George Mason in the News

Posted: August 5, 2005 at 1:00 am, Last Updated: November 30, -0001 at 12:00 am

Following are highlights of national news coverage George Mason received during the past week.

Thursday, July 28, Baltimore Sun

Where Conservatives Debate the Law

“The Federalist Society is alternately described as a fraternity of like-minded conservatives who get together to think big thoughts about the Constitution and an evil cabal out to turn the judicial system on its head. The truth about the organization, which counts among its founding advisers Justice Antonin Scalia, and is led by former federal Judge Robert H. Bork and Republican Sen. Orrin G. Hatch of Utah, lies in between. ‘It’s an awfully big tent,’ said member Ronald D. Rotunda, a law professor at George Mason University. ‘If there’s a secret handshake, they never told me.’”

Friday, July 29, Duluth News Tribune

Enforcing Marijuana Laws Wastes Time, Money

“Minnesotans spend about $91 million each year to enforce state and local marijuana laws–money, Jon B. Gettman, a senior fellow at George Mason University’s School of Public Policy, finds is mostly wasted. Gettman’s study, titled “Crimes of Indiscretion: Marijuana Arrests in the United States,” was prepared for the National Organization for the Reform of Marijuana Laws. ‘Marijuana arrests,’ says Gettman, ‘are instruments of a supply-reduction policy.’ ‘But,’ he adds, ‘The doubling of marijuana arrests in the 1990s has produced the opposite of the intended effect in every major indicator. An increase in arrests should produce a reduction in use and the availability of marijuana. However, during the 1990s both use and availability of marijuana increased.’”

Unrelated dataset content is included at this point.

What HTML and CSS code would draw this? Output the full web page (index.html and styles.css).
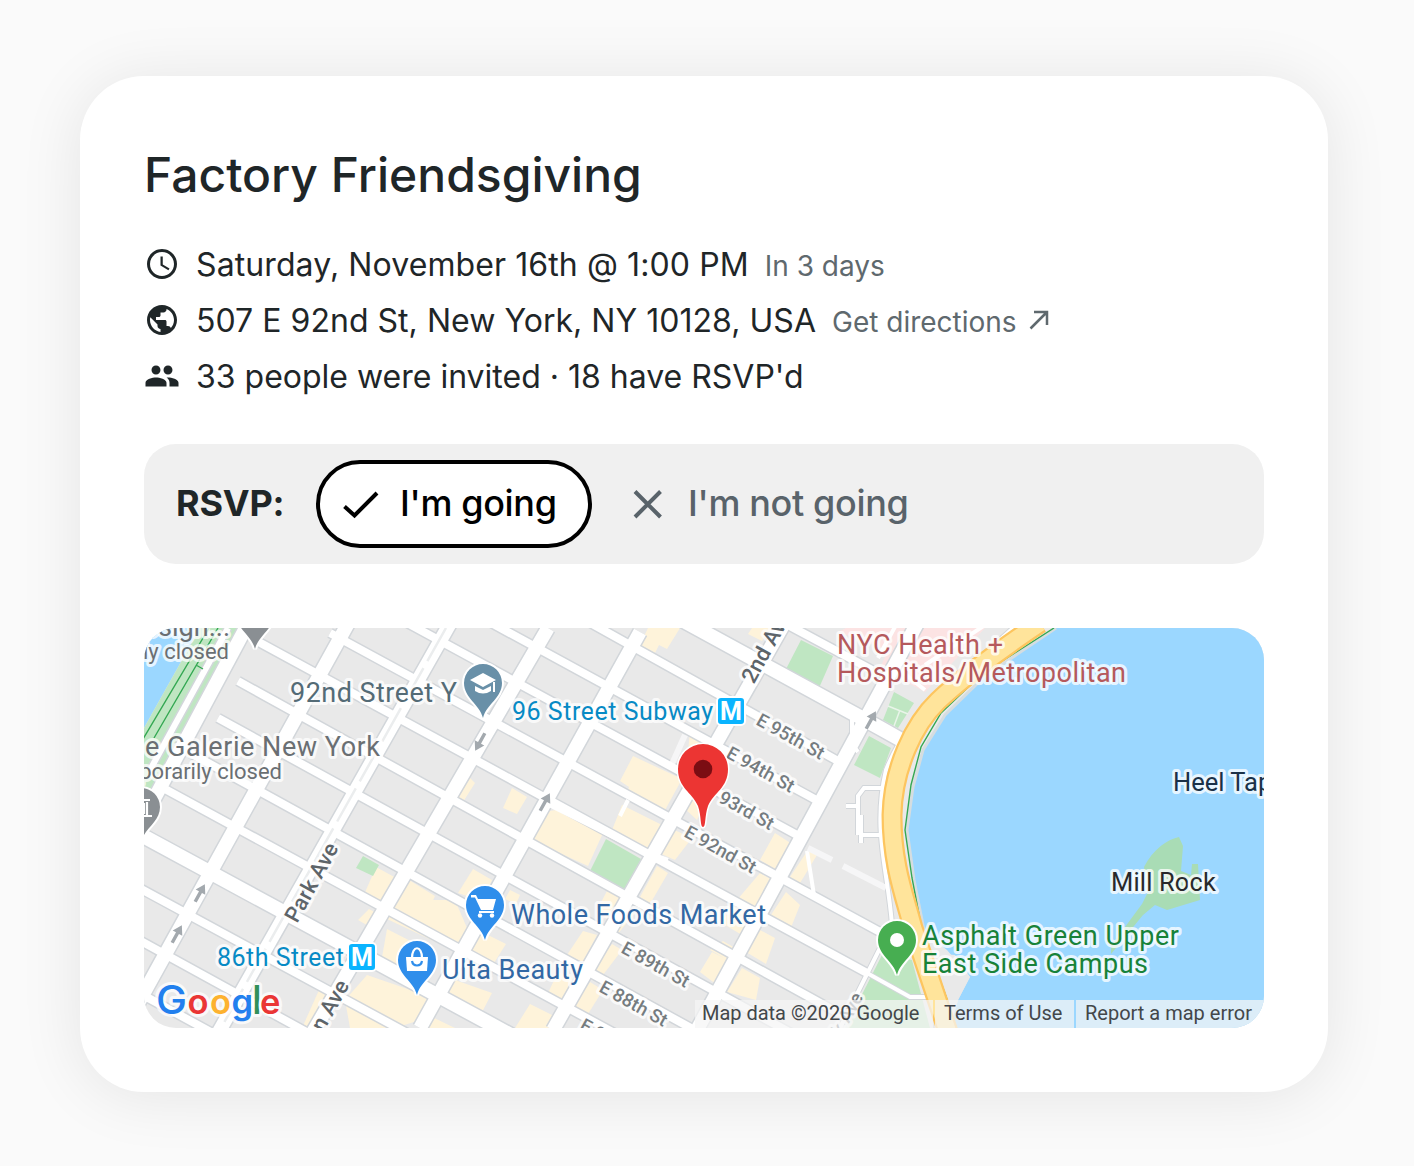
FILE: index.html
```html
<!DOCTYPE html>
<html lang="en">
<head>
<meta charset="utf-8">
<title>Factory Friendsgiving</title>
<link rel="stylesheet" href="styles.css">
</head>
<body>
<main class="card">
  <h1 class="title">Factory Friendsgiving</h1>
  <ul class="details">
    <li class="detail">
      <svg class="detail-icon" viewBox="0 0 24 24"><path d="M11.99 2C6.47 2 2 6.48 2 12s4.47 10 9.990 10C17.52 22 22 17.52 22 12S17.52 2 11.99 2zM12 20c-4.42 0-8-3.58-8-8s3.58-8 8-8 8 3.58 8 8-3.58 8-8 8zm.5-13H11v6l5.25 3.15.75-1.23-4.5-2.67z"/></svg>
      <span class="when">Saturday, November 16th @ 1:00 PM</span>
      <span class="note">In 3 days</span>
    </li>
    <li class="detail">
      <svg class="detail-icon" viewBox="0 0 24 24"><path d="M12 2C6.48 2 2 6.48 2 12s4.48 10 10 10 10-4.48 10-10S17.52 2 12 2zm-1 17.93c-3.95-.49-7-3.85-7-7.93 0-.62.08-1.21.21-1.79L9 15v1c0 1.1.9 2 2 2v1.93zm6.9-2.54c-.26-.81-1-1.39-1.9-1.39h-1v-3c0-.55-.45-1-1-1H8v-2h2c.55 0 1-.45 1-1V7h2c1.1 0 2-.9 2-2v-.41c2.93 1.19 5 4.06 5 7.410 0 2.08-.8 3.97-2.1 5.39z"/></svg>
      <span class="where">507 E 92nd St, New York, NY 10128, USA</span>
      <a class="note">Get directions <svg class="out-icon" viewBox="0 0 20 20"><path d="M1.500 18.500 17.500 2.500M5 2H18V15"/></svg></a>
    </li>
    <li class="detail">
      <svg class="detail-icon" viewBox="0 0 24 24"><path d="M16 11c1.66 0 2.99-1.34 2.99-3S17.66 5 16 5c-1.66 0-3 1.34-3 3s1.34 3 3 3zm-8 0c1.66 0 2.99-1.34 2.99-3S9.66 5 8 5C6.34 5 5 6.34 5 8s1.34 3 3 3zm0 2c-2.33 0-7 1.17-7 3.5V19h14v-2.5c0-2.33-4.67-3.5-7-3.5zm8 0c-.29 0-.62.02-.97.05 1.16.84 1.97 1.97 1.97 3.45V19h6v-2.5c0-2.33-4.67-3.5-7-3.5z"/></svg>
      <span>33 people were invited · 18 have RSVP'd</span>
    </li>
  </ul>

  <section class="rsvp">
    <strong class="rsvp-label">RSVP:</strong>
    <button class="choice chosen"><svg class="choice-icon" viewBox="0 0 40 40"><path d="M4.500 22.500 14.500 31.500 37 9"/></svg><span>I'm going</span></button>
    <button class="choice"><svg class="choice-icon" viewBox="0 0 40 40"><path d="M7 7.500 32.500 33M32.500 7.500 7 33"/></svg><span>I'm not going</span></button>
  </section>

  <section class="map">
    <svg class="map-canvas" viewBox="144 628 1120 400">
      <defs>
        <path id="pin" d="M0 35C-3.500 21-19 15-19 0A19 19 0 1 1 19 0C19 15 3.500 21 0 35Z"/>
        <path id="arrow" d="M-1.700 10V-1H-5.500L0-10 5.500-1H1.700V10Z"/>
        <g id="streets">
          <path d="M760 610 872 670M470 558 560 606 838 761M440 595 820 802M400 619 797 835M330 633 880 932M255 640 867 973M238 681 840 1014M218 718 800 1038M190 753 720 1044M165 789 640 1047M130 883 420 1040M130 935 330 1045M130 988 240 1048"/>
        </g>
        <g id="wide-streets"><path d="M660 608 880 728 912 746M130 829 520 1040"/></g>
        <g id="avenues">
          <path d="M350 620 130 1018M548 628 313 1032M640 632 420 1028"/>
          <path d="M452 620 217 1035M789 615 553 1030M918 622 698 1028"/>
          <path d="M250 620 138 829"/>
        </g>
        <g id="lanes"><path d="M852 718V744L858 752M893 922 838 1032M892 925C888 870 872 830 886 770 900 735 915 715 1020 622M867 973 910 997H928M886 788H864L858 796V835M846 806H858M861 815V843M861 835H880"/></g>
      </defs>

      <rect class="ground" x="144" y="628" width="1120" height="400"/>
      <!-- reservoir and park -->
      <path class="water" d="M144 628H200L144 728Z"/>
      <path class="park" d="M200 628H241L144 806V728Z"/>
      <path class="park-border" d="M228 628 150 770"/>
      <path class="park-edge" d="M228 628 150 770"/>
      <path class="park-path" d="M209 628 143 739M218 628 154 738M196 665 203 669"/>

      <!-- retail blocks -->
      <path class="retail" d="M648 628H680L667 649 659 645 655 653 640 645Z"/>
      <path class="retail" d="M752 628H771L762 641 748 634Z"/>
      <path class="retail" d="M633 756 682 779 664 812 627 793 629 787 620 781Z"/>
      <path class="retail" d="M690 731 708 740 701 752H688ZM684 808 692 795 705 802 697 820Z"/>
      <path class="retail" d="M543 812 556 810 603 833 588 866 531 840ZM622 805 662 825 650 850 612 830ZM470 778 475 783 463 802 457 799ZM512 788 527 797 517 814 503 808Z"/>
      <path class="retail" d="M376 867 398 879 381 904 363 897ZM369 909 380 915 372 928 358 920Z"/>
      <path class="retail" d="M409 880 435 896 425 918 452 920 440 944 387 919ZM387 929 430 951 410 978 381 963Z"/>
      <path class="retail" d="M473 869 492 880 482 901 458 893ZM428 900 455 900 470 935 448 948 400 924Z"/>
      <path class="retail" d="M478 930 506 944 487 974 467 957ZM455 980 492 993 480 1016 445 1000ZM530 1004 558 1018 552 1028H515Z"/>
      <path class="retail" d="M367 975 428 996 420 1020 395 1028H350L345 1000ZM319 990 328 995 310 1028H302ZM430 1016 455 1028H424Z"/>
      <path class="retail" d="M597 935 583 962 567 955 583 931ZM573 978 563 1003 548 993 558 972ZM607 891 622 898 610 922 597 910ZM510 890 520 895 516 904 505 899Z"/>
      <path class="retail" d="M670 828 692 838 675 860 657 852ZM657 866 668 873 650 904 640 897ZM625 908 634 914 617 935 612 930ZM612 944 622 950 603 975 593 970ZM590 982 603 990 588 1014 574 1006Z"/>
      <path class="retail" d="M775 833 795 846 780 872 760 860ZM760 873 774 881 757 912 737 900ZM738 903 750 912 742 935 720 922ZM723 941 742 952 731 962 710 950ZM712 952 732 962 717 985 700 972Z"/>
      <path class="retail" d="M808 850 817 855 797 888 788 880ZM786 892 800 905 790 930 769 918ZM760 930 775 938 766 964 746 952ZM742 968 760 978 756 1000 727 992Z"/>

      <!-- greens, hospital -->
      <path class="park" d="M801 640 833 656 819 688 785 671ZM606 839 641 859 625 891 590 871ZM869 736 891 748 880 778 854 765ZM363 856 379 865 373 876 356 868Z"/>
      <path class="hospital" d="M846 628H985L925 692 880 668 888 650 838 632Z"/>
      <path class="lane" d="M878 658 896 625M925 665 985 625M900 670 925 690"/>
      <path class="park" d="M894 692 914 703 898 728 883 720Z"/>
      <path class="park-divide" d="M888 706 908 714M900 710 894 726"/>
      <path class="park" d="M882 955 912 960 930 1028H845Z"/>

      <use href="#streets" class="street-edge"/>
      <use href="#wide-streets" class="wide-edge"/>
      <use href="#avenues" class="avenue-edge"/>
      <use href="#lanes" class="lane-edge"/>
      <path class="lane" d="M545 803 635 848 668 860M628 800 620 816M807 851 814 895"/>
      <path class="faint-lane" d="M808 848 832 860M843 866 886 888M685 735 672 764"/>
      <use href="#streets" class="street"/>
      <use href="#wide-streets" class="wide"/>
      <use href="#avenues" class="avenue"/>
      <use href="#lanes" class="lane"/>
      <path class="median" d="M446 628 221 1028"/>

      <!-- East River and FDR Drive -->
      <path class="water" d="M1056 628 985 676 945 715 923 750 913 787 906 830 914 880 924 930 933 953 955 955 970 977 958 1000 950 1028H1264V628Z"/>
      <path class="ground" d="M921 930 947 950 970 977 958 1000 950 1028H938Z"/>
      <path class="shore" d="M1056 628 985 676 945 715 923 750 913 787 907 830 914 880 924 930"/>
      <path class="shore-path" d="M1054 628 982 674 941 713 921 747 911 785 905 830 912 878 922 930 948 1002"/>
      <path class="highway-edge" d="M1040 623C1000 650 960 680 938 701 914 724 893 768 892 815 892 865 905 897 913 928L948 1032"/>
      <path class="highway" d="M1040 623C1000 650 960 680 938 701 914 724 893 768 892 815 892 865 905 897 913 928L948 1032"/>

      <!-- Mill Rock -->
      <path class="island" d="M1144 867C1153 849 1168 839 1179 837L1183 846 1181 871 1191 875 1192 864H1198L1200 900 1167 910 1155 905 1143 915 1111 954V946L1142 904 1148 892Z"/>

      <!-- one-way arrows -->
      <g class="arrows">
        <use href="#arrow" transform="translate(480 742) rotate(209)"/>
        <use href="#arrow" transform="translate(545 802) rotate(29)"/>
        <use href="#arrow" transform="translate(871 720) rotate(29)"/>
        <use href="#arrow" transform="translate(200 893) rotate(29)"/>
        <use href="#arrow" transform="translate(177 934) rotate(29)"/>
      </g>

      <!-- street names -->
      <g class="label street-name">
        <text transform="translate(787.500 742) rotate(29)">E 95th St</text>
        <text transform="translate(757.500 775) rotate(29)">E 94th St</text>
        <text transform="translate(743.500 816) rotate(29)">93rd St</text>
        <text transform="translate(717.500 855) rotate(29)">E 92nd St</text>
        <text transform="translate(652.500 970) rotate(29)">E 89th St</text>
        <text transform="translate(630.500 1009) rotate(29)">E 88th St</text>
        <text transform="translate(611 1047) rotate(29)">E 87th St</text>
        <text transform="translate(846 1029) rotate(-61)">York Ave</text>
      </g>
      <g class="label avenue-name">
        <text transform="translate(773 650) rotate(-61)">2nd Ave</text>
        <text transform="translate(318 886) rotate(-61)" textLength="87">Park Ave</text>
        <text transform="translate(316 1046) rotate(-61)">Lexington Ave</text>
      </g>

      <!-- places -->
      <g class="label">
        <g class="grey">
          <text x="230" y="636" text-anchor="end" class="place">Design...</text>
          <text x="229" y="659" text-anchor="end" class="status">Temporarily closed</text>
          <text x="145" y="756" textLength="235" class="place">e Galerie New York</text>
          <text x="282" y="779" text-anchor="end" class="status">Temporarily closed</text>
        </g>
        <text x="290" y="702" textLength="167" class="place school">92nd Street Y</text>
        <text x="512" y="720" textLength="201" class="station">96 Street Subway</text>
        <text x="217" y="966" textLength="127" class="station">86th Street</text>
        <text x="837" y="654" textLength="166" class="place health">NYC Health +</text>
        <text x="837" y="682" textLength="289" class="place health">Hospitals/Metropolitan</text>
        <text x="1173" y="791" class="natural heel">Heel Tap</text>
        <text x="1111" y="891" textLength="105" class="natural">Mill Rock</text>
        <text x="511" y="924" textLength="255" class="place shop">Whole Foods Market</text>
        <text x="442" y="979" textLength="141" class="place shop">Ulta Beauty</text>
        <text x="922" y="945" textLength="257" class="place campus">Asphalt Green Upper</text>
        <text x="922" y="973" textLength="226" class="place campus">East Side Campus</text>
      </g>

      <!-- subway badges -->
      <g class="badge">
        <rect x="717" y="697" width="28" height="28" rx="4"/><text x="731" y="720">M</text>
        <rect x="348" y="943" width="28" height="28" rx="4"/><text x="362" y="966">M</text>
      </g>

      <!-- pins -->
      <g class="pins">
        <use href="#pin" class="pin-grey" x="255" y="614"/>
        <use href="#pin" class="pin-grey" x="141" y="807"/>
        <use href="#pin" class="pin-school" x="483" y="683"/>
        <use href="#pin" class="pin-shop" x="485" y="905"/>
        <use href="#pin" class="pin-shop" x="417" y="960"/>
        <use href="#pin" class="pin-park" x="897" y="940"/>
        <path class="pin-event" d="M703 827C700 827 701.500 816 698 806 692 792 678 788 678 769A25 25 0 1 1 728 769C728 788 714 792 708 806 704.500 816 706 827 703 827Z"/>
      </g>
      <circle class="pin-event-dot" cx="703" cy="769" r="9.300"/>
      <g class="glyph">
        <circle cx="897" cy="940" r="7"/>
        <path d="M470 680 483 673 496 680 483 687ZM475 686 483 690 491 686V691Q483 696 475 691ZM493 682H495V692H493Z"/>
        <path d="M471 895H476L478 899H496L493 910H481L475 897.500H471Z"/>
        <path d="M479 911H494V913H479Z"/><circle cx="480" cy="915.500" r="2.200"/><circle cx="492" cy="915.500" r="2.200"/>
        <path d="M406 957H428L427 971H407Z"/>
        <path class="bag-handle" d="M412 958C412 945 422 945 422 958"/>
        <path class="bag-smile" d="M412 961C413 967 421 967 422 961"/>
        <path class="museum" d="M144 800H150M147 802V815M144 816H152M144 803V814"/>
      </g>

      <!-- provider mark -->
      <text class="label logo" y="1014"><tspan class="g-blue logo-tall" x="156" textLength="31" lengthAdjust="spacingAndGlyphs">G</tspan><tspan class="g-red" x="187.500">o</tspan><tspan class="g-yellow" x="210">o</tspan><tspan class="g-blue" x="231.500">g</tspan><tspan class="g-green logo-tall" x="252">l</tspan><tspan class="g-red" x="260">e</tspan></text>
    </svg>
    <div class="attribution">
      <span class="credit data">Map data ©2020 Google</span>
      <span class="credit terms">Terms of Use</span>
      <span class="credit report">Report a map error</span>
    </div>
  </section>
</main>
</body>
</html>
```
FILE: styles.css
```css
* { box-sizing: border-box; }

body {
  margin: 0;
  min-height: 1166px;
  padding: 76px 86px 74px 80px;
  background: #fafafa;
  color: #1f2628;
  font-family: Inter, "Liberation Sans", sans-serif;
}

.card {
  width: 1248px;
  height: 1016px;
  padding: 64px;
  border-radius: 64px;
  background: #fff;
  box-shadow: 0 4px 64px rgba(0, 0, 0, .09);
}

.title {
  margin: 0 0 26px;
  font-size: 48px;
  font-weight: 500;
  line-height: 70px;
}

.details {
  margin: 0 0 40px;
  padding: 0;
  list-style: none;
  font-size: 32px;
}

.detail {
  display: flex;
  align-items: center;
  gap: 16px;
  height: 56px;
  line-height: 54px;
  white-space: nowrap;
}

.detail span, .detail a { padding-top: 2px; }
.when { letter-spacing: .1px; }
.where { letter-spacing: .03px; }

.detail-icon { width: 36px; height: 36px; fill: currentColor; }

.detail .note {
  padding-top: 4px;
  color: #5f696e;
  font-size: 28px;
}

.out-icon {
  width: 20px;
  height: 20px;
  margin-left: 4px;
  vertical-align: 2px;
  fill: none;
  stroke: currentColor;
  stroke-width: 2.5;
}

.rsvp {
  display: flex;
  align-items: center;
  height: 120px;
  margin-bottom: 64px;
  padding: 16px 32px;
  border-radius: 32px;
  background: #f0f0f0;
  font-size: 36px;
}

.rsvp-label {
  width: 140px;
  padding-bottom: 2px;
  font-weight: 700;
  letter-spacing: -.2px;
}

.choice {
  display: flex;
  align-items: center;
  gap: 20px;
  height: 88px;
  padding: 0 30px 0 20px;
  border: 4px solid transparent;
  border-radius: 44px;
  background: none;
  color: #59636a;
  font: 500 36px/78px Inter, "Liberation Sans", sans-serif;
  letter-spacing: -.35px;
  white-space: nowrap;
}

.choice span { padding-bottom: 2px; }

.chosen {
  width: 276px;
  margin-right: 12px;
  border-color: #000;
  background: #fff;
  color: #000;
}

.choice-icon {
  flex: none;
  width: 40px;
  height: 40px;
  fill: none;
  stroke: currentColor;
  stroke-width: 4;
}

.map {
  position: relative;
  height: 400px;
  overflow: hidden;
  border-radius: 32px;
}

.map-canvas { display: block; width: 1120px; height: 400px; }

.ground { fill: #e9e9e9; }
.water { fill: #9bd7ff; }
.park { fill: #bfe6c2; }
.park-border { fill: none; stroke: #d2d6da; stroke-width: 9; }
.park-edge { fill: none; stroke: #fff; stroke-width: 6; }
.park-path, .shore-path { fill: none; stroke: #34a853; stroke-width: 1.4; }
.park-divide { stroke: #e9f4e9; stroke-width: 1.5; }
.retail { fill: #fef3da; }
.hospital { fill: #fce3e3; }
.shore { fill: none; stroke: #d5dde0; stroke-width: 3; }
.island { fill: #a9dcb5; }

.street, .street-edge, .wide, .wide-edge, .avenue, .avenue-edge,
.lane, .lane-edge, .faint-lane, .median, .highway, .highway-edge { fill: none; stroke: #fff; }
.street-edge, .wide-edge, .avenue-edge, .lane-edge { stroke: #d2d6da; }
.street { stroke-width: 8; }
.street-edge { stroke-width: 11; }
.wide { stroke-width: 14; }
.wide-edge { stroke-width: 17; }
.avenue { stroke-width: 13.5; }
.avenue-edge { stroke-width: 16.5; }
.lane { stroke-width: 4; }
.lane-edge { stroke-width: 6; }
.faint-lane { stroke: #f6f6f7; stroke-width: 6; }
.median { stroke: #ebedee; stroke-width: 2.5; stroke-dasharray: 38 8; }
.highway-edge { stroke: #fdc55f; stroke-width: 21; }
.highway { stroke: #ffe49b; stroke-width: 16.5; }

.arrows { fill: #a3a9ae; }

.label {
  font-family: Roboto, "Liberation Sans", sans-serif;
  paint-order: stroke;
  stroke: rgba(255, 255, 255, .75);
  stroke-width: 6px;
  stroke-linejoin: round;
}
.street-name { fill: #757c80; font-size: 18.5px; font-weight: 500; text-anchor: middle; }
.avenue-name { fill: #5d6469; font-size: 22px; font-weight: 500; text-anchor: middle; }
.place { font-size: 27px; }
.status { font-size: 22px; }
.station { fill: #078ac5; font-size: 25px; }
.natural { fill: #28292b; font-size: 25.5px; }
.heel { fill: #1a3148; }
.grey { fill: #6a6f73; }
.school { fill: #546b76; }
.health { fill: #b5595c; }
.shop { fill: #3268a4; }
.campus { fill: #178239; }

.badge rect { fill: #0ab4ff; stroke: #fff; stroke-width: 2; }
.badge text {
  fill: #fff;
  font: 700 25px Roboto, "Liberation Sans", sans-serif;
  text-anchor: middle;
}

.pins { stroke: #fff; stroke-width: 4px; paint-order: stroke; }
.pin-grey { fill: #8a8f93; }
.pin-school { fill: #6990a8; }
.pin-shop { fill: #2f8eeb; }
.pin-park { fill: #47ae51; }
.pin-event { fill: #ec3533; stroke-width: 3px; }
.pin-event-dot { fill: #7b0d13; }
.glyph { fill: #fff; }
.bag-handle, .bag-smile, .museum { fill: none; stroke: #fff; stroke-width: 2.2; }
.bag-smile { stroke: #2f8eeb; }

.logo { font-family: Inter, "Liberation Sans", sans-serif; font-size: 34.5px; font-weight: 600; }
.logo-tall { font-size: 39px; font-weight: 500; }
.g-blue { fill: #2280ee; }
.g-red { fill: #ea3635; }
.g-yellow { fill: #fdb22f; }
.g-green { fill: #31905a; }

/* sits over the bottom edge of the map */
.attribution {
  position: absolute;
  right: 0;
  bottom: 0;
  display: flex;
  gap: 2px;
  height: 28px;
  color: #43474a;
  font: 20px/27px Roboto, "Liberation Sans", sans-serif;
  white-space: nowrap;
}
.credit { background: rgba(245, 245, 245, .72); }
.data { width: 238px; padding-left: 7px; letter-spacing: -.02px; }
.terms { width: 139px; padding-left: 9px; }
.report { width: 188px; padding-left: 9px; }
```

Sunday, July 31, Canton, Ohio, Repository

Governor’s Right to Shield Documents Left Unresolved

“‘Clearly the governor was on weak ground given that he caved so easily,’ said Mark Rozell, a George Mason University public policy professor who wrote a book on executive privilege. ‘Other presidents and governors also have turned over disputed documents but not admitted defeat, saying they maintained the right to hide them,’ Rozell said. ‘The sad thing is that they dilute the principle of (executive privilege) by merely using it as a first bid in a negotiating process with those who want access to documents, only to cave in later,’ he said. ‘Better not to make the claim in the first place.’”

Wednesday, Aug. 3,

Iran’s New Conservative President Makes Reformists Nervous

“Mr. Ahmadinejad has pledged not to infringe on Iranians’ freedom. But Shaul Bakhash, professor of history at George Mason University in Virginia and a fellow at Saban Center for Middle East Studies, says Mr. Ahmadinejad and the reformists have very different views on what constitutes freedom. ‘But if you look carefully at what he says, he doesn’t seem to attach a great deal of importance to political freedoms or freedom of the press. And when he speaks about freedoms and liberties, he seems to be thinking much more of opportunity for the little man in the economy, in the civil service, in securing bank loans–that kind of thing. And that is where we may see the greatest emphasis, rather than on expanding or even retaining political freedoms,’ he said.”